Q: If yesterday was Tuesday, what day is today? A: wednesday
This was just putting the dates in order and doing a lookup into the list.
Great job. Seeing this solve 10/10, it almost feels like artificial intelligence. You should send a resume to the Wolfram Alpha guys (their hit rate was significantly lower: http://news.ycombinator.com/item?id=1891375)
They don't give questions formatted in other ways, so I didn't include that in the logic. As someone else pointed out, even deleting the question mark would break it. (However, making the question mark optional would be a two second fix.)
Sorry, but what do you mean by "knowing all the forms of the questions"? It seems like maybe you mean all that all the questions formatted via one of several formulas like: name <x> of list<a..z>. Which would imply your tool simply identifies the format then applies some specific logic to solve the question. I'm unclear that if that is what you mean, why then do you know all the forms of the questions? Text capture purports over 180 million questions, so isn't it likely you may not have found all the possible formats of the questions? Or perhaps did you know because you have a relationship with the text captcha creator and they provided that info to you. Or better yet, did your comment mean something entirely different.
You are correct, I look for a pattern and apply very very basic logic.
I just got 1,000 questions from the demo page and looked how they were similar. For example, there are many questions of the form "[list of something]: the [ordinal number] [type] is?" so I put that as a rule in the grammar file. I did this for about twenty different types of questions, each of which has three or so different phrasings.
And yes, they may have 180 million questions, but in reality they have only a hundred or so modulo the specific words they pick (for the items in the list, or for the day of the week, or for the letter that the word starts with).
Right now there's no API or anything -- I wrote this just to see if I could. I'm not sure if I'll be putting up an API, because I figure by the time I'd do that I can just release the source for it. But if you really wanted I probably could provide an API it in a couple of days.
Very true. The person writing the questions has the advantage in this one because they can always throw in more variations and I would have to figure out all of the new ones.
There is, however, an inherit limitation to question-asking, and that is it must be understandable to a general population. So I would switch from using a parser to just looking for key words and then matching from there. (Which is, for example, how I find names in a list.)
Even if they made it so I only get one fifth the number of correct answers, a 20% success ratio would be high enough for concern. The attackers can just keep trying and trying and if 20% of the time they can register a new bot, then they win. The defender must win a much larger percent of the time.
But then it occurred to me that someone could solve one by hand, and then use that answer to solve five more captchas that I asked for, and then recurse, eventually solving thousands of a site's captchas.

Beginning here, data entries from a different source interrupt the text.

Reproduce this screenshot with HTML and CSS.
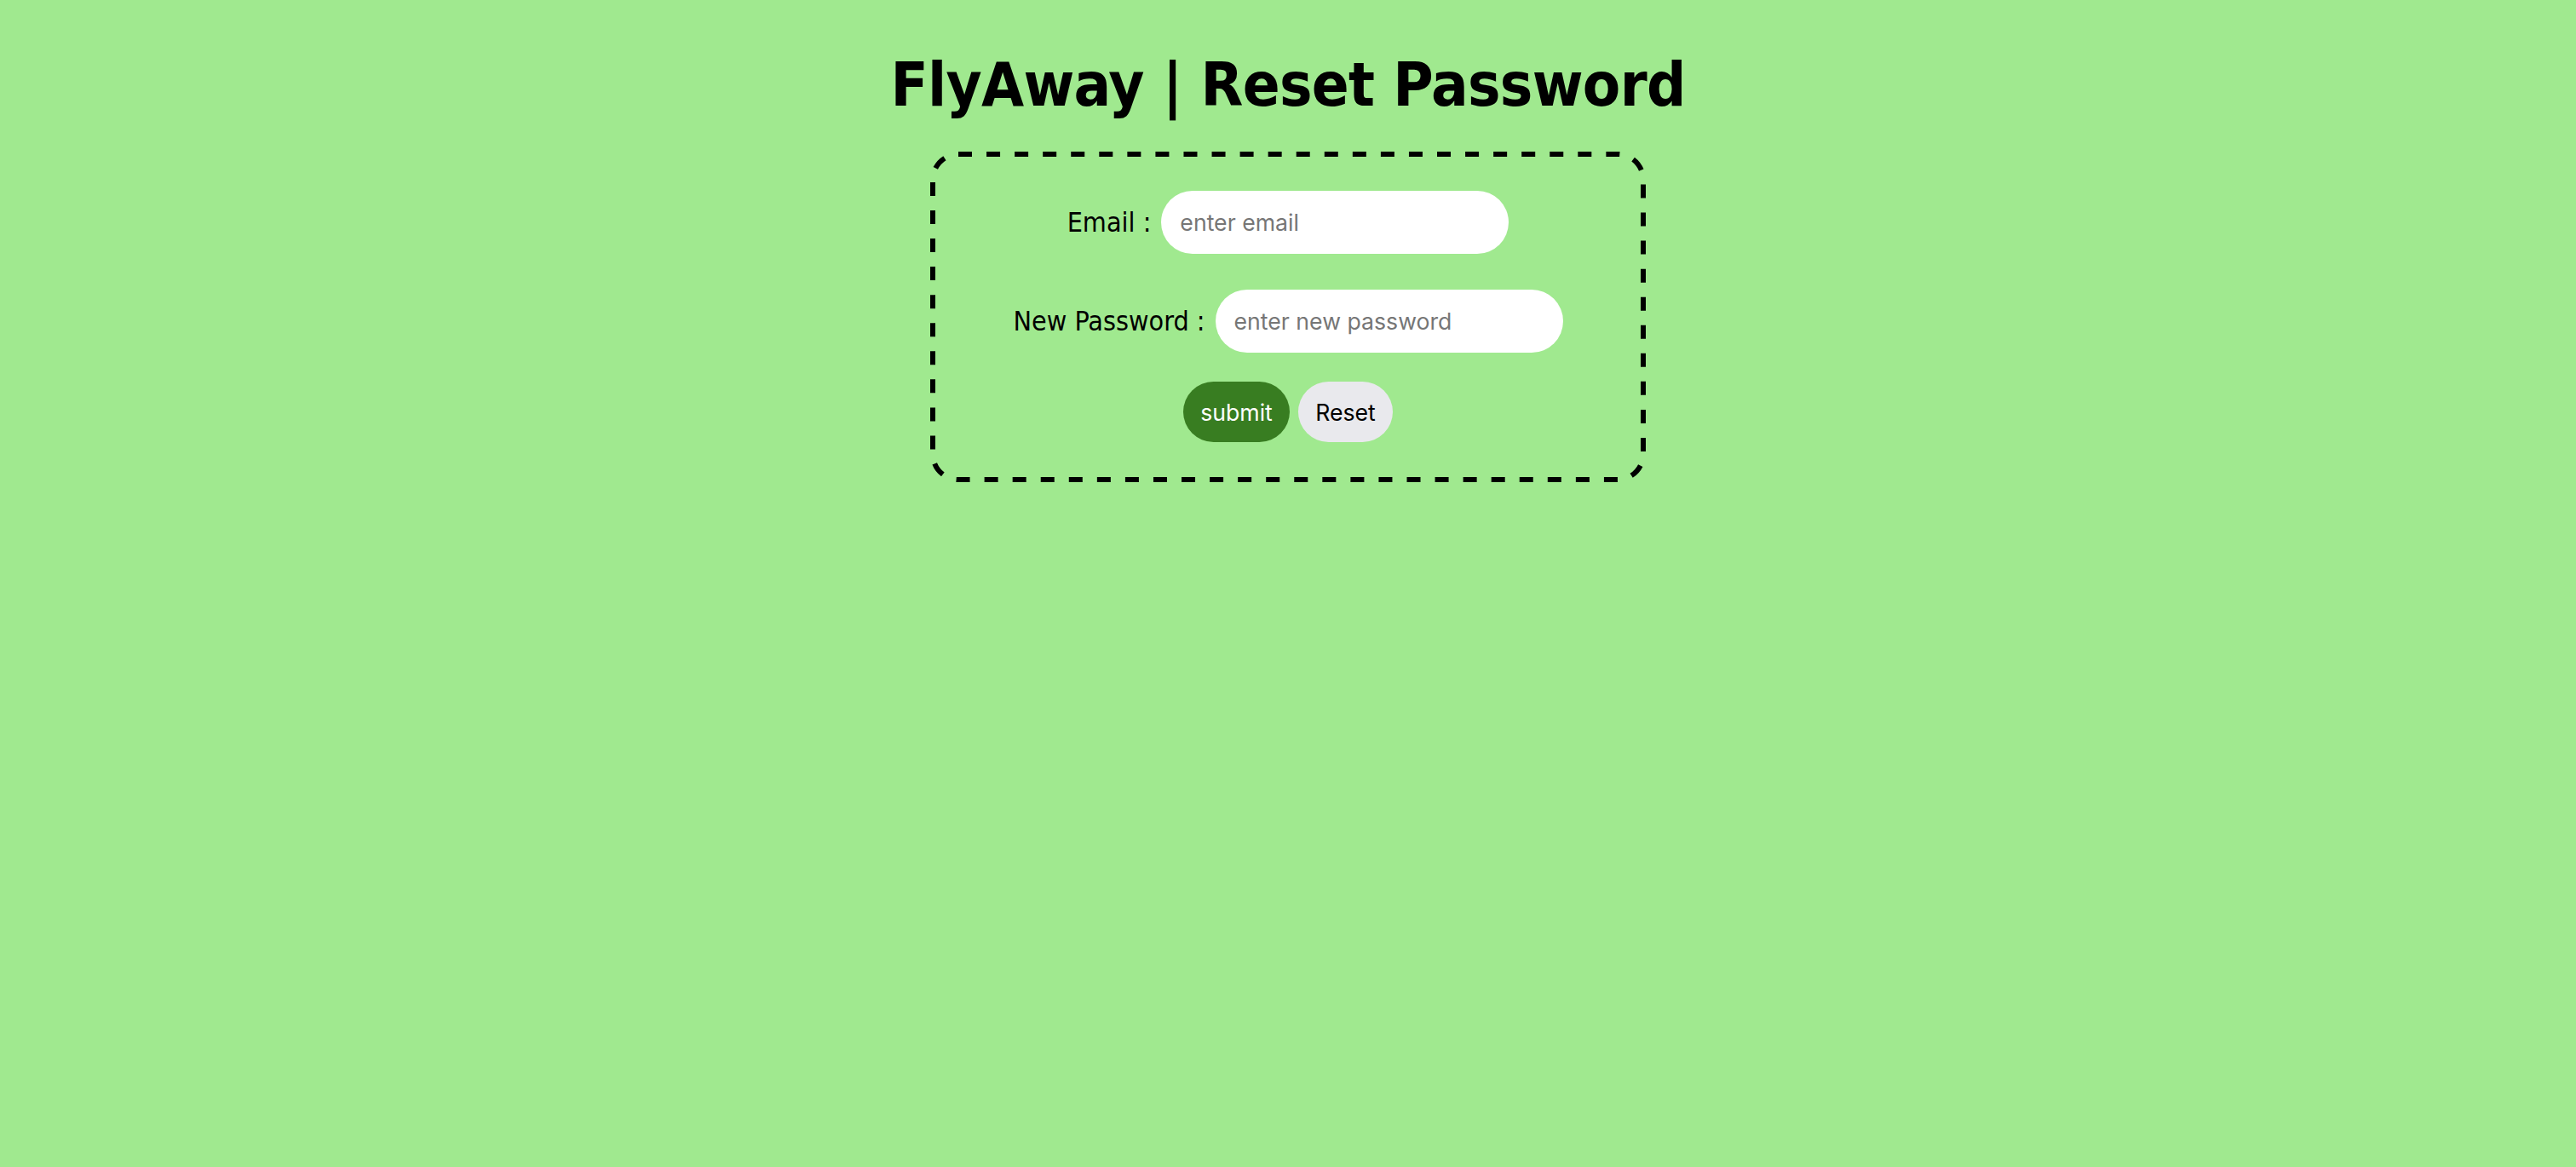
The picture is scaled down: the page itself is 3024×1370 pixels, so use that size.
FILE: index.html
```html
<!DOCTYPE html>
<html lang="en">
<head>
<meta charset="utf-8">
<title>FlyAway | Reset Password</title>
<link rel="stylesheet" href="styles.css">
</head>
<body>
  <h1 class="title">FlyAway | Reset Password</h1>
  <form class="card">
    <svg class="card-border" width="840" height="388" aria-hidden="true">
      <rect class="card-border-rect" x="3" y="3" width="834" height="382" rx="30" ry="30"></rect>
    </svg>
    <div class="row row-email">
      <label class="label" for="email">Email :</label>
      <input class="field" id="email" type="email" placeholder="enter email">
    </div>
    <div class="row row-pass">
      <label class="label" for="pass">New Password :</label>
      <input class="field" id="pass" type="password" placeholder="enter new password">
    </div>
    <div class="row row-buttons">
      <button class="btn btn-submit" type="submit">submit</button>
      <button class="btn btn-reset" type="reset">Reset</button>
    </div>
  </form>
</body>
</html>
```
FILE: styles.css
```css
html, body {
  margin: 0;
  padding: 0;
  background: #a0e98f;
  min-height: 100%;
}
body {
  display: flex;
  flex-direction: column;
  align-items: center;
  font-family: "DejaVu Sans Condensed", "DejaVu Sans", sans-serif;
  color: #000;
}
.title {
  margin: 63px 0 0 0;
  font-size: 72px;
  line-height: 72px;
  font-weight: bold;
  letter-spacing: -0.7px;
}
.card {
  position: relative;
  box-sizing: border-box;
  width: 840px;
  height: 388px;
  margin-top: 43px;
  padding: 46px 0 47px;
  display: flex;
  flex-direction: column;
  align-items: center;
}
.card-border {
  position: absolute;
  left: 0;
  top: 0;
  overflow: visible;
  pointer-events: none;
}
.card-border-rect {
  fill: none;
  stroke: #000;
  stroke-width: 6;
  stroke-dasharray: 16 17.06;
  stroke-dashoffset: 0;
}
.row {
  display: flex;
  align-items: center;
  justify-content: center;
}
.row-pass { margin-top: 42px; }
.row-buttons { margin-top: 34px; gap: 10px; }
.label {
  font-size: 32px;
  margin-right: 12px;
}
.field {
  box-sizing: border-box;
  width: 408px;
  height: 74px;
  border: none;
  border-radius: 37px;
  background: #fff;
  padding: 0 22px;
  font-family: Inter, "Noto Sans", sans-serif;
  font-size: 26.67px;
  outline: none;
}
.field::placeholder { color: #767676; }
.btn {
  box-sizing: border-box;
  height: 71px;
  border: none;
  border-radius: 36px;
  padding: 0 20px;
  font-family: Inter, "Noto Sans", sans-serif;
  font-size: 26.67px;
}
.btn-submit {
  background: #387d21;
  color: #fff;
  width: 125px;
}
.btn-reset {
  background: #e9e9ed;
  color: #000;
  width: 111px;
}
```
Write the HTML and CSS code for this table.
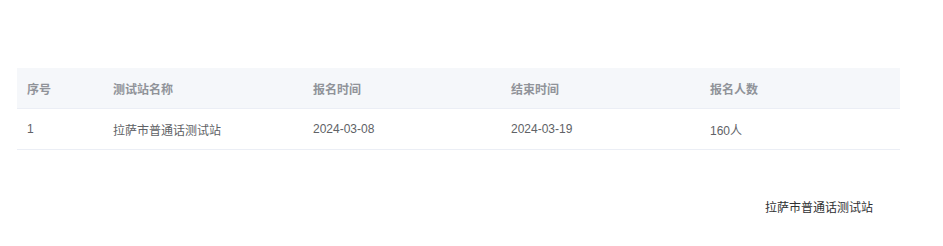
FILE: index.html
```html
<!DOCTYPE html>
<html lang="zh">
<head>
<meta charset="utf-8">
<link rel="stylesheet" href="styles.css">
</head>
<body>
<div class="page">
  <div class="table">
    <div class="row head">
      <div class="cell c1">序号</div>
      <div class="cell c2">测试站名称</div>
      <div class="cell c3">报名时间</div>
      <div class="cell c4">结束时间</div>
      <div class="cell c5">报名人数</div>
    </div>
    <div class="row body">
      <div class="cell c1">1</div>
      <div class="cell c2">拉萨市普通话测试站</div>
      <div class="cell c3">2024-03-08</div>
      <div class="cell c4">2024-03-19</div>
      <div class="cell c5">160人</div>
    </div>
  </div>
  <div class="footer">拉萨市普通话测试站</div>
</div>
</body>
</html>
```

FILE: styles.css
```css
html, body {
  margin: 0;
  padding: 0;
  background: #fff;
}
.page {
  padding: 68px 43px 0 17px;
  font-family: "Liberation Sans", "Noto Sans CJK SC", sans-serif;
  font-size: 12px;
}
.table {
  width: 883px;
}
.row {
  display: flex;
  border-bottom: 1px solid #ebeef5;
}
.row.head {
  height: 40px;
  background: #f5f7fa;
  color: #909399;
  font-weight: bold;
}
.row.body {
  height: 40px;
  color: #606266;
}
.cell {
  display: flex;
  align-items: center;
  padding-left: 10px;
  box-sizing: border-box;
}
.c1 { width: 86px; }
.c2 { width: 200px; }
.c3 { width: 198px; }
.c4 { width: 199px; }
.c5 { width: 200px; }
.footer {
  display: flex;
  justify-content: flex-end;
  padding-right: 27px;
  margin-top: 50px;
  color: #303133;
  line-height: 16px;
}
```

Given the recent wave of reinventing/breaking captchas, I saw the captcha at the end, and thought: "what if this free app is just a very clever way to get a bunch of intelligent people to answer captcha's for a bot?"
Then I realized if somebody went through all this trouble to design a new app like this, they deserve to have me answer captcha's for a bot somewhere.
Q: What nonsense word do the letters G-B-R-D spell?
Q: Which three letter word starts with the letters TH and ends with the letter E?
Haha, no, I don't have this answering questions for any bot anywhere.
Actually, the reason those are solved isn't exactly what you'd expect. When it fails to find an answer, it checks to see if any word is upper-case. If it is, it cuts out all non-letters (to remove the comma at the end, for example) and then returns that word. The reason it does this is because it will occasionally asks questions such as "Which word IN this sentence is in all caps." So that's why G-B-R-D gets turned into 'gbrd', and why it says 'th'.
This is a variant on Schneier's fundamental theorem: Any fool can design a CAPTCHA for which they cannot program a solver. Just like in crypto, the only true test of CAPTCHAs are which one survive the test of time after having been attacked again and again, which is why it's very dangerous to jump on the bandwagon of a new CAPTCHA scheme (or worse yet -- design your own).
This is one reason why I'm partial to reCAPTCHA: there is a lot of experience in OCR systems, and we know what the current state of the art -- and we know what kind of things foil it.
I like this sort of approach for community oriented captcha. Ask a question that anyone within the community would know or could easily find out but a general purpose spam bot or average person would be unable to solve.
If the community is profitable enough or becomes big enough some spammer will spend 15 minutes or 50 dollars on mechanical turk and find all the answers. As others have mentioned it is an arms race in the end. Back and forth each side upping the challenge.